As for the flowers themselves for those of you who create fabric flowers professionally (and passionately!) there will be little inspiration. Although, some projects do require the use of a flower iron and heads, the blooms are rather simple and lack sophistication. I would recommend to combine your knowledge of flower making with the accessory ideas you can get in the book to create your own stunning pieces. For this reason I find the book worth adding to a flower artist’s library.
I would like to start with Handmade flowers from Paper and Fabric by Steve and Megumi Biddle, which was first published back in 1991.
As the title suggests the flowers described in the book can be made not only out of fabric, but also of paper and ribbons, which makes it a useful craft book for those who are into paper flowers as well as fabric ones.
The introduction describes some general techniques of flower making as well as tools one needs to do the job, so even if you are a complete novice it should be enough to get you going. The electric flower iron is mentioned in the book but it is not used for any of the projects as it is deemed to be an expensive tool requiring a high level of skill to operate (which is strictly speaking very true!)

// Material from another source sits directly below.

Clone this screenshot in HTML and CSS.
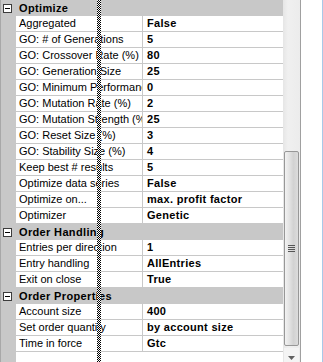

The book gives instructions for 28 flowers and plants including such interesting ones as foxgloves, bird of paradise, strawberries, frangipani, nerine etc. Most of the flowers are made on stems and shown in arrangements but tips on how to make corsages and bridal bouquets are also given along with life-size patterns to every project.
Overall it is a good book worthy of being added to your collection of flower making books and with a bit of imagination you can use the patterns provided to make your very own original designs, be it arrangements for your home or summer corsages to add to your outfit.